Mark is a Master Agronomy Advisor Manager for Land O’Lakes, an agriculture cooperative and household name in dairy products. Mark oversees fifteen Master Agronomy Advisors whose main jobs are to work with farmers on increasing yield as well as reviewing finances and hiring practices. Mark explains how his team works tirelessly to ensure dairy farmers can continue to meet crop yield goals well into the future.
Transcript
My name is Mark Zenner and I am the Master Agronomy Advisor Manager covering the states of Minnesota and Wisconsin. So, a Master Agronomy Advisor, these are individuals that work directly with growers in the country, large farmers, typically 5,000 acres or greater. And, they work with them as far as helping them select their inputs whether it's seed, crop protection products, plant food. And, these individuals help growers manage their crops through the growing season to basically maximize their production per acre.
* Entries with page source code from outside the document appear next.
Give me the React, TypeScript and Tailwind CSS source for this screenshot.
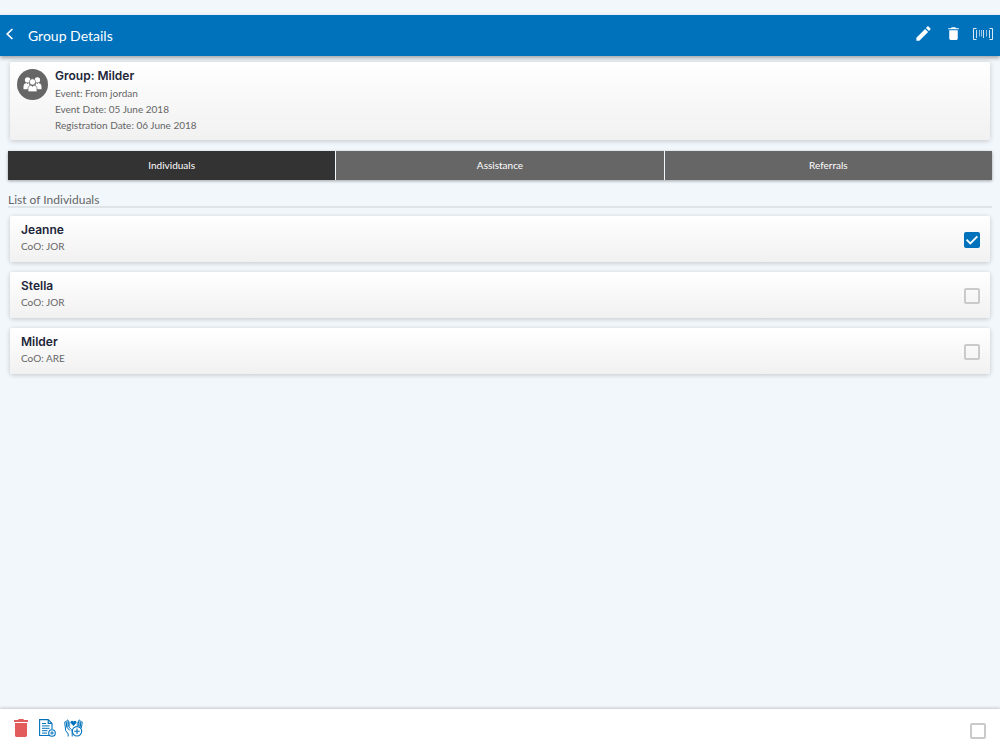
import { useState } from 'react';
import { IoMdCreate, IoMdTrash } from 'react-icons/io';

interface Individual {
  id: string;
  name: string;
  origin: string;
}

const individuals: Individual[] = [
  { id: 'jeanne', name: 'Jeanne', origin: 'JOR' },
  { id: 'stella', name: 'Stella', origin: 'JOR' },
  { id: 'milder', name: 'Milder', origin: 'ARE' },
];

const tabs = ['Individuals', 'Assistance', 'Referrals'];

function BackIcon() {
  return (
    <svg width="12" height="12" viewBox="0 0 12 12" fill="none" stroke="currentColor" aria-hidden="true">
      <path d="M8.4 1 3.2 6l5.2 5" strokeWidth="1.7" />
    </svg>
  );
}

function BarcodeIcon() {
  return (
    <svg width="20" height="14" viewBox="0 0 20 14" fill="none" stroke="currentColor" aria-hidden="true">
      <path d="M3.5 1.5h-3v11h3M16.5 1.5h3v11h-3" strokeOpacity=".85" />
      <path d="M3.5 3v8M10.5 3v8M16.5 3v8" strokeOpacity=".8" />
      <path d="M6.5 3v6.5M8.5 3v6.5M13.5 3v6.5" strokeOpacity=".6" />
    </svg>
  );
}

function GroupIcon() {
  return (
    <svg width="31" height="31" viewBox="0 0 31 31" className="shrink-0" aria-hidden="true">
      <circle cx="15.5" cy="15.5" r="15.5" fill="#666" />
      <g fill="#fff">
        <circle cx="10.6" cy="10.9" r="2.7" />
        <circle cx="20.4" cy="10.9" r="2.7" />
        <path d="M6.5 20.3v-2.8c0-2 1.2-3.2 3-3.5l1.1.9 1.2-.9 2 6.3zM24.5 20.3v-2.8c0-2-1.2-3.2-3-3.5l-1.1.9-1.2-.9-2 6.3z" />
        <g stroke="#666" strokeWidth=".7">
          <circle cx="15.5" cy="12.9" r="3.1" />
          <path d="M11 22.8v-3c0-2.2 1.2-3.3 3-3.7l1.5 1.3 1.5-1.3c1.8.4 3 1.5 3 3.7v3z" />
        </g>
      </g>
    </svg>
  );
}

function DeleteIcon() {
  return (
    <svg width="14" height="18" viewBox="0 0 14 18" fill="#e25c5c" aria-hidden="true">
      <path d="M0 1h4l.7-1h4.6l.7 1h4v2H0zM1 4h12v12.3c0 .9-.7 1.7-1.6 1.7H2.6C1.7 18 1 17.2 1 16.3z" />
    </svg>
  );
}

function AddDocumentIcon() {
  return (
    <svg width="17" height="18" viewBox="0 0 17 18" fill="none" stroke="currentColor" aria-hidden="true">
      <path d="M10 16.5H.6V.6h8.6L13 4.4V10M9.2.6v3.8H13" strokeWidth="1.1" />
      <path d="M3 4.5h4M3 6.9h7.6M3 9.3h7.6M3 11.7h5.5M3 14.1h5" strokeWidth="1" />
      <circle cx="13" cy="14" r="3.3" fill="#fff" strokeWidth="1.1" />
      <path d="M13 12.2v3.6M11.2 14h3.6" />
    </svg>
  );
}

function AddAssistanceIcon() {
  return (
    <svg width="19" height="18" viewBox="0 0 19 18" fill="none" stroke="currentColor" aria-hidden="true">
      <path
        d="M4.2 17.5V15L1.7 11.6.7 3.3c0-.9 1.2-.9 1.4 0l.8 4.9M2.9 8.2V1.7c0-.9 1.4-.9 1.4 0v5.8l2.9 2.9c1 1.1 1 2 1 3.6v3.5M2.9 8.2l2.9 3.3"
        strokeWidth="1"
      />
      <path d="M4.3 3.6c.2-.9 1.4-.8 1.4.1v4" strokeWidth=".8" />
      <path d="m17.3 9.2 1-5.9c0-.9-1.2-.9-1.4 0l-.8 4.5M16.1 7.8V1.7c0-.9-1.4-.9-1.4 0v5.5" strokeWidth="1" />
      <path d="M14.7 3.6c-.2-.9-1.4-.8-1.4.1V7" strokeWidth=".8" />
      <path d="M9.5 7 6.7 4.1C5.7 2.2 8.1.7 9.5 2.4c1.4-1.7 3.8-.2 2.8 1.7z" fill="currentColor" stroke="none" />
      <circle cx="13" cy="12.3" r="4.7" fill="#fff" strokeWidth="1.1" />
      <path d="M13 9.5v5.6M10.2 12.3h5.6" strokeWidth="1.1" />
    </svg>
  );
}

interface CheckboxProps {
  label: string;
  checked: boolean;
  onChange: () => void;
}

function Checkbox({ label, checked, onChange }: CheckboxProps) {
  return (
    <label className="grid shrink-0 pt-[3px]">
      <input
        type="checkbox"
        aria-label={label}
        checked={checked}
        onChange={onChange}
        className="peer col-start-1 row-start-1 size-4 appearance-none rounded-xs border-2 border-[#cacaca] checked:border-[#0072bc] checked:bg-[#0072bc]"
      />
      <svg
        viewBox="0 0 16 16"
        className="pointer-events-none invisible col-start-1 row-start-1 size-4 peer-checked:visible"
        fill="none"
        stroke="#fff"
        strokeWidth="1.8"
        aria-hidden="true"
      >
        <path d="M2.6 7.7 6.3 11.4 13.4 4.3" />
      </svg>
    </label>
  );
}

export default function App() {
  const [activeTab, setActiveTab] = useState('Individuals');
  const [selected, setSelected] = useState<string[]>(['jeanne']);
  const allSelected = selected.length === individuals.length;

  const toggle = (id: string) => {
    setSelected((prev) => (prev.includes(id) ? prev.filter((item) => item !== id) : [...prev, id]));
  };

  const toggleAll = () => {
    setSelected(allSelected ? [] : individuals.map((person) => person.id));
  };

  return (
    <div className="flex min-h-screen flex-col bg-[#f2f7fc] pt-[15px] font-['Lato',sans-serif] text-[10px] text-[#666]">
      <header className="flex h-[41px] items-center bg-[#0072bc] pr-[7px] pl-1 text-white shadow-[0_2px_4px_rgba(0,0,0,0.35)]">
        <button type="button" aria-label="Back" className="mb-1">
          <BackIcon />
        </button>
        <h1 className="ml-3 flex-1 text-[14px] leading-5">Group Details</h1>
        <div className="mb-1 flex items-center">
          <button type="button" aria-label="Edit group">
            <IoMdCreate size={19} />
          </button>
          <button type="button" aria-label="Delete group" className="ml-3">
            <IoMdTrash size={17} />
          </button>
          <button type="button" aria-label="Scan barcode" className="ml-[11px]">
            <BarcodeIcon />
          </button>
        </div>
      </header>

      <main className="flex-1 px-2 pt-[6px]">
        <section className="mx-[2px] flex rounded-xs bg-linear-to-b from-white to-[#f1f1f1] pt-[5px] pr-3 pb-[7px] pl-[7px] shadow-[0_1px_5px_rgba(0,0,0,0.2)]">
          <div className="mt-[2px] mr-[7px]">
            <GroupIcon />
          </div>
          <div className="leading-4">
            <h2 className="mb-px font-['Inter',sans-serif] text-[12px] leading-[17px] font-semibold text-[#22263a]">
              Group: Milder
            </h2>
            <p>Event: From jordan</p>
            <p>Event Date: 05 June 2018</p>
            <p>Registration Date: 06 June 2018</p>
          </div>
        </section>

        <div role="tablist" className="mt-[11px] grid grid-cols-3 gap-px shadow-[0_1px_3px_rgba(0,0,0,0.35)]">
          {tabs.map((tab) => (
            <button
              key={tab}
              type="button"
              role="tab"
              aria-selected={activeTab === tab}
              onClick={() => setActiveTab(tab)}
              className={`h-[29px] text-white ${activeTab === tab ? 'bg-[#333]' : 'bg-[#666]'}`}
            >
              {tab}
            </button>
          ))}
        </div>

        <h2 className="mt-[13px] border-b-2 border-[#dfe4e8] text-[12px] leading-[13px]">List of Individuals</h2>

        <ul className="mx-[2px] mt-2 flex flex-col gap-[10px]">
          {individuals.map((person) => (
            <li
              key={person.id}
              className="flex items-center justify-between rounded-xs bg-linear-to-b from-white to-[#f1f1f1] pt-[5px] pr-[10px] pb-[7px] pl-[11px] shadow-[0_1px_5px_rgba(0,0,0,0.2)]"
            >
              <div className="leading-[17px]">
                <h3 className="font-['Inter',sans-serif] text-[12px] font-semibold text-[#22263a]">{person.name}</h3>
                <p>CoO: {person.origin}</p>
              </div>
              <Checkbox
                label={`Select ${person.name}`}
                checked={selected.includes(person.id)}
                onChange={() => toggle(person.id)}
              />
            </li>
          ))}
        </ul>
      </main>

      <footer className="flex h-[41px] items-center bg-white px-[14px] text-[#0072bc] shadow-[0_-1px_3px_rgba(0,0,0,0.2)]">
        <div className="mb-1 flex flex-1 items-center">
          <button type="button" aria-label="Delete selected">
            <DeleteIcon />
          </button>
          <button type="button" aria-label="Add document" className="ml-[11px]">
            <AddDocumentIcon />
          </button>
          <button type="button" aria-label="Add assistance" className="ml-2">
            <AddAssistanceIcon />
          </button>
        </div>
        <Checkbox label="Select all" checked={allSelected} onChange={toggleAll} />
      </footer>
    </div>
  );
}
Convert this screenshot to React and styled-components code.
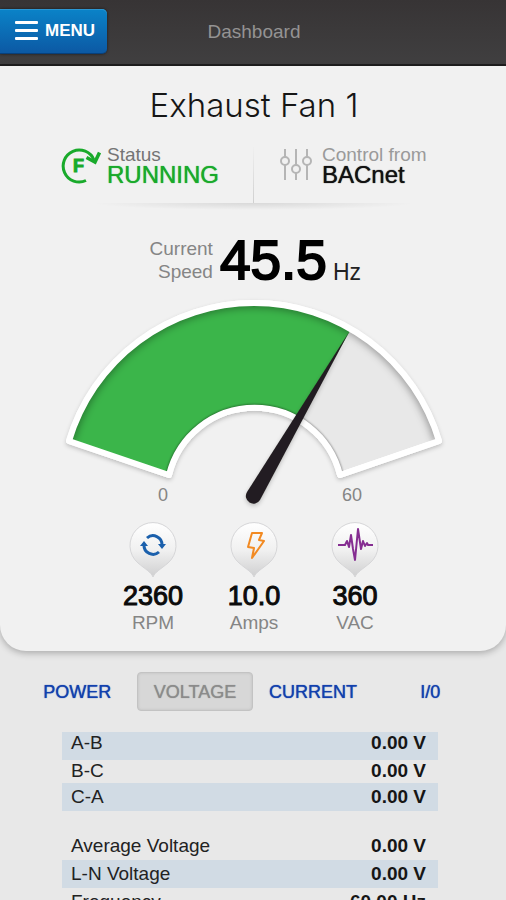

Like, this time of year, this is the end of September, early October, we should be harvesting at this point. So, my team would be spending time with the growers, kind of doing, setting yield expectations, kind of reviewing the year, so to speak, and riding with the growers in the combine, maybe pointing out why some of the areas within the field are performing very, very well where others are not. And then, maybe having a conversation on how we either push that high producing area even more next year and maybe how we take that lower producing area and try to raise that production or maybe we don't spend as much money on that acre either. So, we wanna make sure that we're utilizing our resources in the most efficient manner, environmentally sound manner, and having this type of information allows us to do that. So, we do a lot with response to scores whether it's response to population, response to soil type, response to nitrogen, response to continuous corn, response to a fungicide. These are all factors or all conversations that we have with a grower and we have data to back up all of our recommendations basically. We've actually done more training to help our MAA's understand financial statements a little bit better to maybe have some of those conversations with the grower and maybe add some expertise, so to speak, or be able to look at all aspects that the growers are certainly looking at and dealing with. But, that has been a change. So, almost, we're seeing, not only agronomy information that is so important but, kind of more from a business orientation standpoint and also maybe from a people managing standpoint because these large farms are getting bigger and these farmers are dealing with additional challenges and maybe some things that the farmers haven't dealt with in the past, like more employees.